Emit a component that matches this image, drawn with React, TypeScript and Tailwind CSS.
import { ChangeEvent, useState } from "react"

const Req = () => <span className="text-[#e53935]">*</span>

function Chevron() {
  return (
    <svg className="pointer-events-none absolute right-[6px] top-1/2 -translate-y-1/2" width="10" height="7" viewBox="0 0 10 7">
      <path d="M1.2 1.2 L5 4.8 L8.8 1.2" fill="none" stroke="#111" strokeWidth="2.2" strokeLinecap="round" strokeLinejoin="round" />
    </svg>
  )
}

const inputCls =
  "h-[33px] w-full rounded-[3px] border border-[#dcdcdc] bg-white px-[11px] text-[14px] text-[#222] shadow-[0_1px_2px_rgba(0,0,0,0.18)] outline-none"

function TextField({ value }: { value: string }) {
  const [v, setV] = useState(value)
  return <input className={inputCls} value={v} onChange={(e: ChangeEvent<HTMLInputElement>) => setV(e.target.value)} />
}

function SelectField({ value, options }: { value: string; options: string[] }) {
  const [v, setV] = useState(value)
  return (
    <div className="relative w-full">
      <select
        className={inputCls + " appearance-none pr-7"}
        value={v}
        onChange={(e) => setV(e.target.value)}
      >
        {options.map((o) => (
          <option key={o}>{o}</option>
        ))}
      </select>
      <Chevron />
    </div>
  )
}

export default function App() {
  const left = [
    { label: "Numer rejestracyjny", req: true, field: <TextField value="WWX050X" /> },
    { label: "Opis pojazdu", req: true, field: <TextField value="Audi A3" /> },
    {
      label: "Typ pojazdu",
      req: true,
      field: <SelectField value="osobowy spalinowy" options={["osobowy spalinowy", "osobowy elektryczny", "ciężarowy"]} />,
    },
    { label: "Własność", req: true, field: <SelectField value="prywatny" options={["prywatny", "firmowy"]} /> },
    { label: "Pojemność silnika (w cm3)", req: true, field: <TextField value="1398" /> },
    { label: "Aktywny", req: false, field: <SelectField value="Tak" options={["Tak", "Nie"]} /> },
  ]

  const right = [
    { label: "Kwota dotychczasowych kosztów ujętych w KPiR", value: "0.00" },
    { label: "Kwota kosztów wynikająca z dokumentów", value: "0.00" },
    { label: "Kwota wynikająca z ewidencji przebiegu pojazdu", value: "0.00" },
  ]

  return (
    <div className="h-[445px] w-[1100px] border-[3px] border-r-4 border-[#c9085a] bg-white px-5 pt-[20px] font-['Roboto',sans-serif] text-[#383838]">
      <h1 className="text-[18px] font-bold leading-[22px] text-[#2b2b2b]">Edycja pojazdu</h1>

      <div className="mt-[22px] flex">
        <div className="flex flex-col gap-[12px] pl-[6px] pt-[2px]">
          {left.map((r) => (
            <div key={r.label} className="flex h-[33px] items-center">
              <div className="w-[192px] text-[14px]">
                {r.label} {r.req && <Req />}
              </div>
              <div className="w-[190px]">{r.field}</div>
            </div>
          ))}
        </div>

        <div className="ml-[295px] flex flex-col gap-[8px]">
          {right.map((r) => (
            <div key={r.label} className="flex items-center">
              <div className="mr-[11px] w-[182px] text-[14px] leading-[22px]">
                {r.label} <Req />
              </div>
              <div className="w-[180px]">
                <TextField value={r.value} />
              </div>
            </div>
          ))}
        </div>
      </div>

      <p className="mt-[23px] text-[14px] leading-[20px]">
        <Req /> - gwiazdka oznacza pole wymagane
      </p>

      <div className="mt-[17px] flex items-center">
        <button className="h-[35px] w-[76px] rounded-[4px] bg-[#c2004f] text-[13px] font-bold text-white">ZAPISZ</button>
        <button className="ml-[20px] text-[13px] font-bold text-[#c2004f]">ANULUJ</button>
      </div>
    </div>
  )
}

--- TASK DESCRIPTION ---
Extract the full listing above without altering anything.

--- RESULT OF THE EXERCISE ---
Emit a component that matches this image, drawn with React, TypeScript and Tailwind CSS.
import { ChangeEvent, useState } from "react"

const Req = () => <span className="text-[#e53935]">*</span>

function Chevron() {
  return (
    <svg className="pointer-events-none absolute right-[6px] top-1/2 -translate-y-1/2" width="10" height="7" viewBox="0 0 10 7">
      <path d="M1.2 1.2 L5 4.8 L8.8 1.2" fill="none" stroke="#111" strokeWidth="2.2" strokeLinecap="round" strokeLinejoin="round" />
    </svg>
  )
}

const inputCls =
  "h-[33px] w-full rounded-[3px] border border-[#dcdcdc] bg-white px-[11px] text-[14px] text-[#222] shadow-[0_1px_2px_rgba(0,0,0,0.18)] outline-none"

function TextField({ value }: { value: string }) {
  const [v, setV] = useState(value)
  return <input className={inputCls} value={v} onChange={(e: ChangeEvent<HTMLInputElement>) => setV(e.target.value)} />
}

function SelectField({ value, options }: { value: string; options: string[] }) {
  const [v, setV] = useState(value)
  return (
    <div className="relative w-full">
      <select
        className={inputCls + " appearance-none pr-7"}
        value={v}
        onChange={(e) => setV(e.target.value)}
      >
        {options.map((o) => (
          <option key={o}>{o}</option>
        ))}
      </select>
      <Chevron />
    </div>
  )
}

export default function App() {
  const left = [
    { label: "Numer rejestracyjny", req: true, field: <TextField value="WWX050X" /> },
    { label: "Opis pojazdu", req: true, field: <TextField value="Audi A3" /> },
    {
      label: "Typ pojazdu",
      req: true,
      field: <SelectField value="osobowy spalinowy" options={["osobowy spalinowy", "osobowy elektryczny", "ciężarowy"]} />,
    },
    { label: "Własność", req: true, field: <SelectField value="prywatny" options={["prywatny", "firmowy"]} /> },
    { label: "Pojemność silnika (w cm3)", req: true, field: <TextField value="1398" /> },
    { label: "Aktywny", req: false, field: <SelectField value="Tak" options={["Tak", "Nie"]} /> },
  ]

  const right = [
    { label: "Kwota dotychczasowych kosztów ujętych w KPiR", value: "0.00" },
    { label: "Kwota kosztów wynikająca z dokumentów", value: "0.00" },
    { label: "Kwota wynikająca z ewidencji przebiegu pojazdu", value: "0.00" },
  ]

  return (
    <div className="h-[445px] w-[1100px] border-[3px] border-r-4 border-[#c9085a] bg-white px-5 pt-[20px] font-['Roboto',sans-serif] text-[#383838]">
      <h1 className="text-[18px] font-bold leading-[22px] text-[#2b2b2b]">Edycja pojazdu</h1>

      <div className="mt-[22px] flex">
        <div className="flex flex-col gap-[12px] pl-[6px] pt-[2px]">
          {left.map((r) => (
            <div key={r.label} className="flex h-[33px] items-center">
              <div className="w-[192px] text-[14px]">
                {r.label} {r.req && <Req />}
              </div>
              <div className="w-[190px]">{r.field}</div>
            </div>
          ))}
        </div>

        <div className="ml-[295px] flex flex-col gap-[8px]">
          {right.map((r) => (
            <div key={r.label} className="flex items-center">
              <div className="mr-[11px] w-[182px] text-[14px] leading-[22px]">
                {r.label} <Req />
              </div>
              <div className="w-[180px]">
                <TextField value={r.value} />
              </div>
            </div>
          ))}
        </div>
      </div>

      <p className="mt-[23px] text-[14px] leading-[20px]">
        <Req /> - gwiazdka oznacza pole wymagane
      </p>

      <div className="mt-[17px] flex items-center">
        <button className="h-[35px] w-[76px] rounded-[4px] bg-[#c2004f] text-[13px] font-bold text-white">ZAPISZ</button>
        <button className="ml-[20px] text-[13px] font-bold text-[#c2004f]">ANULUJ</button>
      </div>
    </div>
  )
}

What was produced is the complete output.